▶ **Your goal**
Look through the material below. Copy every line with the string "source" in it.

▶ **Given data**
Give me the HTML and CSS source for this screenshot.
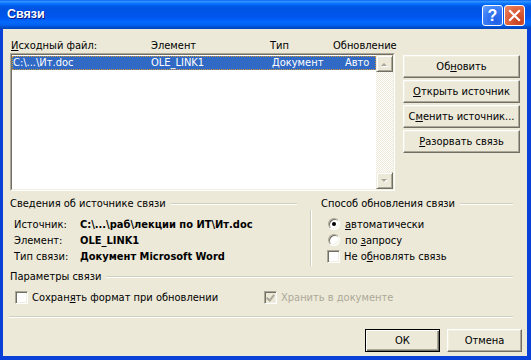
FILE: index.html
```html
<!DOCTYPE html>
<html lang="ru">
<head>
  <meta charset="UTF-8" />
  <title>Связи</title>
  <link rel="stylesheet" href="styles.css">
</head>
<body>

  <div class="window">
    <div class="titlebar">
      <span class="title">Связи</span>
      <div class="title-buttons">
        <span class="tb-btn help">?</span>
        <span class="tb-btn close">
          <svg width="13" height="13" viewBox="0 0 13 13"><path d="M2 2 L11 11 M11 2 L2 11" stroke="#fff" stroke-width="2.2" stroke-linecap="square"/></svg>
        </span>
      </div>
    </div>

    <div class="content">
      <div class="top">
        <div class="links">
          <div class="head">
            <span><u>И</u>сходный файл:</span>
            <span>Элемент</span>
            <span>Тип</span>
            <span>Обновление</span>
          </div>
          <div class="listbox">
            <div class="listbox-inner">
              <div class="rows">
                <div class="row selected">
                  <span>C:\...\Ит.doc</span>
                  <span>OLE_LINK1</span>
                  <span>Документ</span>
                  <span>Авто</span>
                </div>
              </div>
              <div class="vscroll">
                <span class="sb-btn">
                  <svg width="9" height="6" viewBox="0 0 9 6"><path d="M1 5 L4 2 L7 5 Z" fill="#fff" transform="translate(1 1)"/><path d="M1 5 L4 2 L7 5 Z" fill="#ACA899"/></svg>
                </span>
                <span class="sb-track"></span>
                <span class="sb-btn">
                  <svg width="9" height="6" viewBox="0 0 9 6"><path d="M1 1 L4 4 L7 1 Z" fill="#fff" transform="translate(1 1)"/><path d="M1 1 L4 4 L7 1 Z" fill="#ACA899"/></svg>
                </span>
              </div>
            </div>
          </div>
        </div>

        <div class="actions">
          <button class="btn">Об<u>н</u>овить</button>
          <button class="btn"><u>О</u>ткрыть источник</button>
          <button class="btn">С<u>м</u>енить источник...</button>
          <button class="btn"><u>Р</u>азорвать связь</button>
        </div>
      </div>

      <div class="middle">
        <div class="group source">
          <div class="group-title">Сведения об источнике связи</div>
          <div class="info">
            <span>Источник:</span><b>C:\...\раб\лекции по ИТ\Ит.doc</b>
            <span>Элемент:</span><b>OLE_LINK1</b>
            <span>Тип связи:</span><b>Документ Microsoft Word</b>
          </div>
        </div>
        <div class="vsep"></div>
        <div class="group update">
          <div class="group-title">Способ обновления связи</div>
          <div class="options">
            <label class="opt">
              <span class="radio checked"></span><span><u>а</u>втоматически</span>
            </label>
            <label class="opt">
              <span class="radio"></span><span>по <u>з</u>апросу</span>
            </label>
            <label class="opt">
              <span class="check"></span><span>Не о<u>б</u>новлять связь</span>
            </label>
          </div>
        </div>
      </div>

      <div class="group params">
        <div class="group-title">Параметры связи</div>
        <div class="param-row">
          <label class="opt">
            <span class="check"></span><span>Сохран<u>я</u>ть формат при обновлении</span>
          </label>
          <label class="opt disabled">
            <span class="check checked"></span><span>Хранить в документе</span>
          </label>
        </div>
      </div>

      <div class="hsep"></div>

      <div class="footer">
        <button class="btn default">ОК</button>
        <button class="btn">Отмена</button>
      </div>
    </div>
  </div>

</body>
</html>
```

FILE: styles.css
```css
body {
  margin: 0;
  font-family: "DejaVu Sans Condensed", "Liberation Sans", sans-serif;
  font-size: 11px;
  color: #000;
}
u {
  text-decoration: underline;
  text-underline-offset: 1px;
}
.window {
  width: 531px;
  height: 360px;
  display: flex;
  flex-direction: column;
  background: #0840d8;
}
.titlebar {
  height: 29px;
  flex: none;
  display: flex;
  justify-content: space-between;
  align-items: flex-start;
  padding: 0 6px 0 7px;
  background: linear-gradient(to bottom, #0058ee 0%, #3593ff 4%, #288eff 7%, #127dff 10%, #036ffc 14%, #0262ee 18%, #0057e5 24%, #0054e3 30%, #0055eb 56%, #005bf5 66%, #026afe 76%, #0062ef 86%, #0052d6 92%, #0043b8 100%);
}
.title {
  margin-top: 7px;
  color: #fff;
  font-family: "Liberation Sans", sans-serif;
  font-weight: bold;
  font-size: 12.5px;
  text-shadow: 1px 1px #0a1883;
}
.title-buttons {
  display: flex;
  gap: 1px;
  margin-top: 5px;
}
.tb-btn {
  width: 21px;
  height: 21px;
  box-sizing: border-box;
  border: 1px solid #fff;
  border-radius: 3px;
  display: flex;
  align-items: center;
  justify-content: center;
}
.help {
  background: radial-gradient(circle at 70% 80%, #1f5fe8, #3b7cf6 60%, #6fa4ff);
  color: #fff;
  font-family: "Liberation Sans", sans-serif;
  font-weight: bold;
  font-size: 16px;
}
.close {
  background: radial-gradient(circle at 75% 80%, #c7401e, #e0663f 60%, #f08a6a);
}
.content {
  flex: 1;
  margin: 0 4px 4px 3px;
  background: #ece9d8;
  padding: 10px 0 0 7px;
}
.top {
  display: flex;
  gap: 8px;
}
.links {
  width: 385px;
}
.head {
  height: 14px;
  line-height: 14px;
  display: grid;
  grid-template-columns: 140px 119px 63px 1fr;
  padding-left: 1px;
}
.listbox {
  height: 138px;
  box-sizing: border-box;
  border: 1px solid;
  border-color: #aca899 #fff #fff #aca899;
}
.listbox-inner {
  height: 100%;
  box-sizing: border-box;
  border: 1px solid;
  border-color: #716f64 #f1efe2 #f1efe2 #716f64;
  background: #fff;
  display: flex;
}
.rows {
  flex: 1;
  padding-top: 1px;
}
.row {
  height: 14px;
  line-height: 14px;
  display: grid;
  grid-template-columns: 138px 121px 73px 1fr;
  padding-left: 1px;
}
.row.selected {
  background: #316ac5;
  color: #fff;
  outline: 1px dotted #d49a3a;
  outline-offset: -1px;
}
.vscroll {
  width: 17px;
  display: flex;
  flex-direction: column;
}
.sb-btn {
  height: 17px;
  box-sizing: border-box;
  background: #ece9d8;
  border: 1px solid;
  border-color: #f1efe2 #716f64 #716f64 #f1efe2;
  box-shadow: inset 1px 1px #fff, inset -1px -1px #aca899;
  display: flex;
  align-items: center;
  justify-content: center;
}
.sb-track {
  flex: 1;
  background: repeating-conic-gradient(#fff 0 25%, #ece9d8 0 50%) 0 0/2px 2px;
}
.actions {
  width: 117px;
  padding-top: 16px;
  display: flex;
  flex-direction: column;
  gap: 2px;
}
.btn {
  height: 23px;
  box-sizing: border-box;
  font: inherit;
  color: #000;
  background: #ece9d8;
  border: 1px solid;
  border-color: #fff #716f64 #716f64 #fff;
  box-shadow: inset -1px -1px #aca899, inset 1px 1px #f1efe2;
  padding: 0;
  cursor: pointer;
}
.btn.default {
  border: 1px solid #000;
  box-shadow: inset 1px 1px #fff, inset -1px -1px #716f64, inset -2px -2px #aca899;
}
.middle {
  display: flex;
  margin-top: 6px;
}
.group-title {
  height: 13px;
  line-height: 13px;
  display: flex;
  align-items: center;
  white-space: nowrap;
}
.group-title::after {
  content: "";
  flex: 1;
  margin-left: 5px;
  border-top: 1px solid #d0d0bf;
  border-bottom: 1px solid #fff;
}
.source {
  width: 287px;
}
.info {
  display: grid;
  grid-template-columns: 66px auto;
  grid-auto-rows: 16px;
  align-items: center;
  padding: 6px 0 0 4px;
}
.vsep {
  width: 0;
  height: 56px;
  margin: 13px 9px 0 13px;
  border-left: 1px solid #d0d0bf;
  border-right: 1px solid #fff;
}
.update {
  width: 192px;
}
.options {
  padding: 6px 0 0 6px;
}
.opt {
  height: 16px;
  display: flex;
  align-items: center;
  gap: 4px;
}
.check {
  width: 13px;
  height: 13px;
  box-sizing: border-box;
  border: 1px solid;
  border-color: #aca899 #fff #fff #aca899;
  background: #fff;
  box-shadow: inset 1px 1px #716f64, inset -1px -1px #f1efe2;
  position: relative;
}
.check.checked::after {
  content: "";
  position: absolute;
  left: 3px;
  top: 1px;
  width: 3px;
  height: 6px;
  border: solid #aca899;
  border-width: 0 2px 2px 0;
  transform: rotate(40deg);
}
.disabled {
  color: #aca899;
}
.disabled .check {
  background: #ece9d8;
}
.radio {
  width: 12px;
  height: 12px;
  margin: 0 1px 0 1px;
  border-radius: 50%;
  box-sizing: border-box;
  background: #fff;
  border: 1px solid;
  border-color: #aca899 #fff #fff #aca899;
  box-shadow: inset 1px 1px #716f64, inset -1px -1px #f1efe2;
  position: relative;
}
.radio.checked::after {
  content: "";
  position: absolute;
  left: 3px;
  top: 3px;
  width: 4px;
  height: 4px;
  border-radius: 50%;
  background: #000;
}
.params {
  width: 503px;
  margin-top: 4px;
}
.param-row {
  display: grid;
  grid-template-columns: 249px auto;
  padding: 6px 0 0 5px;
}
.hsep {
  width: 504px;
  margin: 11px 0 0 -1px;
  border-top: 1px solid #d0d0bf;
  border-bottom: 1px solid #fff;
}
.footer {
  display: flex;
  justify-content: flex-end;
  gap: 7px;
  margin-top: 11px;
  padding-right: 5px;
}
.footer .btn {
  width: 75px;
}
```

▶ **Full answer**
Give me the HTML and CSS source for this screenshot.
        <div class="group source">
.source {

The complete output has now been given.